Recap Verge Music Festival

She & Him

Opinion was divided about the Verge Music Festival before the two-day modern-rock and indie band extravaganza introduced itself to the Milwaukee summer festival season this weekend. Some hoped it would bring an element of youth and contemporary flavor to Summerfest’s otherwise boomer-centric offerings; others scoffed at a lineup that paled in comparison to other regional festivals like Pitchfork and Lollapalooza, or even the usual fare served up by the Pabst Foundation venues.

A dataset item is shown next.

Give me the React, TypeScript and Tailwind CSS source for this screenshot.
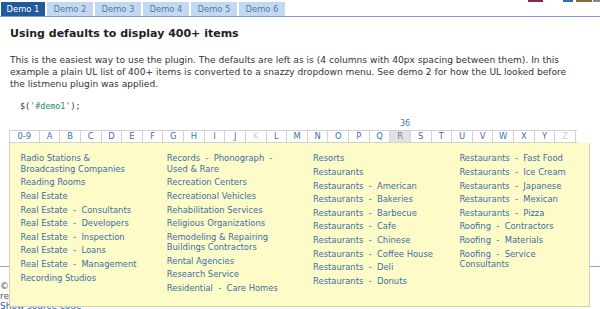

Now that the first (and hopefully not the last) installment of Verge is in the history books, it appears that the festival’s biggest non-fan was Mother Nature; while the rainy forecast for Friday thankfully didn’t come to fruition, the showers came Saturday right about the time that most people would’ve otherwise planned to show up to catch the weekend’s biggest headliners, Weezer and AFI. While the spotty weather was great for beer and bathroom lines, it likely will be significantly less great for attendance figures. 

Still, when I visited Verge on Friday—I decided to skip Weezer’s mystifying teen-pop performance-art act after seeing it at The Rave/Eagles Ballroom six months ago—there seemed to be plenty of enthusiasm and goodwill for an event that was trying valiantly to bridge the increasingly precarious gap between indie-rock preciousness and modern-rock dude-ism. The not-quite-compatible mix of bands led to some fascinating juxtapositions: There were guys in Slayer T-shirts softly bobbing their heads to wispy singer-songwriter Reni Lane (who sounded even more slight backed only by a drum machine), and She & Him fans restlessly waiting out a set by forgettable L.A. dunderheads Crash Kings, who sounded like The Fray covering Night Ranger (except when they were covering Black Sabbath on a shamefully wussy version of “War Pigs”).

She & Him was obviously one of the magnet acts of the festival, and the sizeable audience gathered under the sweaty, greenhouse-style pavilion at the Fringe Stage was one of the largest assembled for Friday. Apparently, I’m one of the few people on this planet to have heard She & Him without being the least bit charmed. A lot of this has to do with Zooey Deschanel’s voice, which I don’t like because it happens to be terrible. But Deschanel’s “ain’t-I-a-cutie?” posturing also puts me off; she might sing with a warbly twang that’s intended to recall ballsy country belters like Loretta Lynn and Tammy Wynette, but her lack of grit and genuine soul makes it all ring so deadeningly hollow. But, again, I’m clearly alone on this one: While seeing Deschanel bop around the stage with a tambourine inspired the opposite of fawning, moon-eyed affection in my belly, just about every other dude in my radius was transfixed like it was the end of Raiders Of The Lost Ark. Just remember what happened to the Nazis in that movie, guys.

If She & Him were as stimulating as a lukewarm can of Diet Coke, Eagles Of Death Metal surged with the power of uncut cocaine. On record, EoDM have been repeating themselves with diminishing returns since their stellar 2004 debut Peace Love Death Metal; live, they repeat every gloriously cheesy rock cliché you’ve ever rolled your eyes at, not the least of which is frontman Jesse Hughes’ epically bushy mustache, which makes him look like young Wilford Brimley on a meth bender. “Every night is ladies night with Eagles Of Death Metal,” Hughes declared after taking the stage 15 minutes late (of course), which was all the reason he needed to periodically give shout-outs to all the “lay-days!” in the audience. While Hughes had the winking rock doofus schtick down cold, he also seemed sincerely happy to be there, saying at one point that he felt “like a million dollars wrapped in a solid gold $100 bill.” High praise indeed.

Also happy to be at Verge this weekend were the wealth of Milwaukee bands on the bill, including Jaill, Juniper Tar, Red Knife Lottery, 1956, Invade Rome, and The Wildbirds. One of the better overall performances of the whole festival came from local act The Championship, whose evolution from a high and lonesome alt-country band to anthemic arena rockers suited Verge perfectly. Verge deserves props for mixing Milwaukee bands in with the national headliners, and The Championship justified this with a rampaging performance marked by squalling guitars and inspired earnestness.